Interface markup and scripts
···

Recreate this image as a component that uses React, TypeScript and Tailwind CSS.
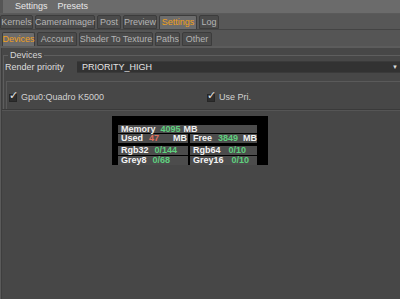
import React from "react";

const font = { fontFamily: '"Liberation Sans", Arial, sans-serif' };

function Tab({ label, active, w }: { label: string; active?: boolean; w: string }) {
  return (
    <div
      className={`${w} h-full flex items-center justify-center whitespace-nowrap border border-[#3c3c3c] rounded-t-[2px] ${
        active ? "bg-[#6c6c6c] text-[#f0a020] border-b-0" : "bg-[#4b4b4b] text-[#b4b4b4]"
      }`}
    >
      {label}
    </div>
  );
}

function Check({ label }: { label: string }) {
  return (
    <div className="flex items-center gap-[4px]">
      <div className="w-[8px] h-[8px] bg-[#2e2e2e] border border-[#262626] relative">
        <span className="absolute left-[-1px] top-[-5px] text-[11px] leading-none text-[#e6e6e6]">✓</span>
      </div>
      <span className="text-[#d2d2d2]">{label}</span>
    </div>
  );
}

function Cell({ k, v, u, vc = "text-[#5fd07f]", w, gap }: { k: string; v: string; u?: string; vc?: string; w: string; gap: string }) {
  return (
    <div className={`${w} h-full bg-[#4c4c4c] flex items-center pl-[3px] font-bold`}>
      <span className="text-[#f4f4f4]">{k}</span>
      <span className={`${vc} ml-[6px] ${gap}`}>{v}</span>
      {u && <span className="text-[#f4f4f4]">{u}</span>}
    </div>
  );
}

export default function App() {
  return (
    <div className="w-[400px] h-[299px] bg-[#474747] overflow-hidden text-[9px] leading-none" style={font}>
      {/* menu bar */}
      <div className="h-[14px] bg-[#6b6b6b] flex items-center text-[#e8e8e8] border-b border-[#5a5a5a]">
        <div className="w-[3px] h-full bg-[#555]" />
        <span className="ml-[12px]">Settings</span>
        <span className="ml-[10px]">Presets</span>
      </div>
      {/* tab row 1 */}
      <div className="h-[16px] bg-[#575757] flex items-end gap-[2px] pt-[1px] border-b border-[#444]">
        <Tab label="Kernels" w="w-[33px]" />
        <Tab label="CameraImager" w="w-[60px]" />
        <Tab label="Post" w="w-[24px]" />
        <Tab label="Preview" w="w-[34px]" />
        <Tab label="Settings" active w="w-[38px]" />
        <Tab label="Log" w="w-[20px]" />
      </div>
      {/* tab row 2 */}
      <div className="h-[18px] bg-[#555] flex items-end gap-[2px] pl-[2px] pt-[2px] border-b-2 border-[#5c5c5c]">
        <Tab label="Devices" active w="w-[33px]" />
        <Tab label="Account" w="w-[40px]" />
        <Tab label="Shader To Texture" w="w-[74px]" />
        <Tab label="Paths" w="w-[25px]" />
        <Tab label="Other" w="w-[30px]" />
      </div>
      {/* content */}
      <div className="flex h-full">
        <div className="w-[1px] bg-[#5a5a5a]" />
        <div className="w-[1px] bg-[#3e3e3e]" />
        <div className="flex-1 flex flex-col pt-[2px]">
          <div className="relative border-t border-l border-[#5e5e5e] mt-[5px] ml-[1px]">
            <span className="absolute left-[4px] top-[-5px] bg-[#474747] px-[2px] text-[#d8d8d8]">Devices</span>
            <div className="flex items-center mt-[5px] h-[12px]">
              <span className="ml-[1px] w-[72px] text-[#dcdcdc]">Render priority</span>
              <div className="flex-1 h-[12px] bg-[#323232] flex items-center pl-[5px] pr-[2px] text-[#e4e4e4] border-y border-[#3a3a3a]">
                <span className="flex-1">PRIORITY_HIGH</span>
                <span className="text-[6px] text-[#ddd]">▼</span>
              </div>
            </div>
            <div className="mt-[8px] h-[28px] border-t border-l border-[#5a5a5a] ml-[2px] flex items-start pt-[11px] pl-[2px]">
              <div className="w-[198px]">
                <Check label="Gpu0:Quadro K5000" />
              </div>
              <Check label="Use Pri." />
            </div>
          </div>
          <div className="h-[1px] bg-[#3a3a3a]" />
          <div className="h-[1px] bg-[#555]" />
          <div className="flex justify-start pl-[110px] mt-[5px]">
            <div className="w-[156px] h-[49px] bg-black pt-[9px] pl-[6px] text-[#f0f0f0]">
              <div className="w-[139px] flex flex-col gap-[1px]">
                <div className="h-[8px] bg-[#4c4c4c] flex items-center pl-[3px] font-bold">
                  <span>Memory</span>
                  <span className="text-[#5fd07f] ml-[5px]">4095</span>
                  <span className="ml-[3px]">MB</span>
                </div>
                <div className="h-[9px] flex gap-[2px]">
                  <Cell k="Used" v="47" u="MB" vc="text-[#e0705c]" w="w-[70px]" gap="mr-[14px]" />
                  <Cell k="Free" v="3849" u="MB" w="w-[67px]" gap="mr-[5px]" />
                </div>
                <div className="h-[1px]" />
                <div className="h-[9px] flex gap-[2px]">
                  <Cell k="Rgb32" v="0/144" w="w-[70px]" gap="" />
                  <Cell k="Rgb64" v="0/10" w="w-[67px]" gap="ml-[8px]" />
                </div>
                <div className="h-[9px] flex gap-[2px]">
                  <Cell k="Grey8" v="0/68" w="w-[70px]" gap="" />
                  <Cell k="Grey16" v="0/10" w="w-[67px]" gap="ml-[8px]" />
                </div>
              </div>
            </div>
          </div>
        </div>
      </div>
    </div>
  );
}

···

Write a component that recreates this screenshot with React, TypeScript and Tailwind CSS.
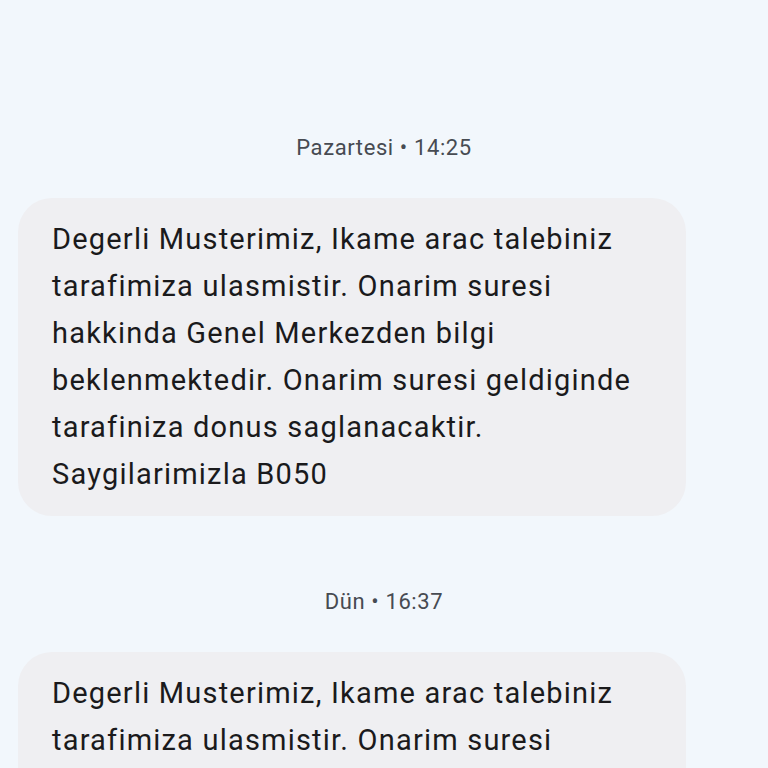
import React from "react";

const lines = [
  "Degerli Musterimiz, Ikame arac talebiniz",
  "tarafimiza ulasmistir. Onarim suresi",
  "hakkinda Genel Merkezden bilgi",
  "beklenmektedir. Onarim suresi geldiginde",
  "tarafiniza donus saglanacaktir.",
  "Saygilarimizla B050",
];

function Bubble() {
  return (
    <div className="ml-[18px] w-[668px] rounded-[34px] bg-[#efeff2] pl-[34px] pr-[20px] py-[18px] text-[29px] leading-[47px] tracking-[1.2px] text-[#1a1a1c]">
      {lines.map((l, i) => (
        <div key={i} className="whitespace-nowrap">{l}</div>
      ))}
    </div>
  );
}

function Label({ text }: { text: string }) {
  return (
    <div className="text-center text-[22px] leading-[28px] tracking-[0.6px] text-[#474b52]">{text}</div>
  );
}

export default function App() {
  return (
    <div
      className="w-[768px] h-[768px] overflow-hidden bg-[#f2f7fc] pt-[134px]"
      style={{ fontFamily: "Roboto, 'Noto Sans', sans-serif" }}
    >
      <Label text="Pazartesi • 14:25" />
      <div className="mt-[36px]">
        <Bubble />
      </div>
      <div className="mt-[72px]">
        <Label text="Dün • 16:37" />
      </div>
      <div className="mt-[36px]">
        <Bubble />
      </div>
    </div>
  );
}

···

**Prompt**
Search the entries for the word "TypeScript" and gather every line where it appears.

**Answer for this exercise**
Recreate this image as a component that uses React, TypeScript and Tailwind CSS.
Write a component that recreates this screenshot with React, TypeScript and Tailwind CSS.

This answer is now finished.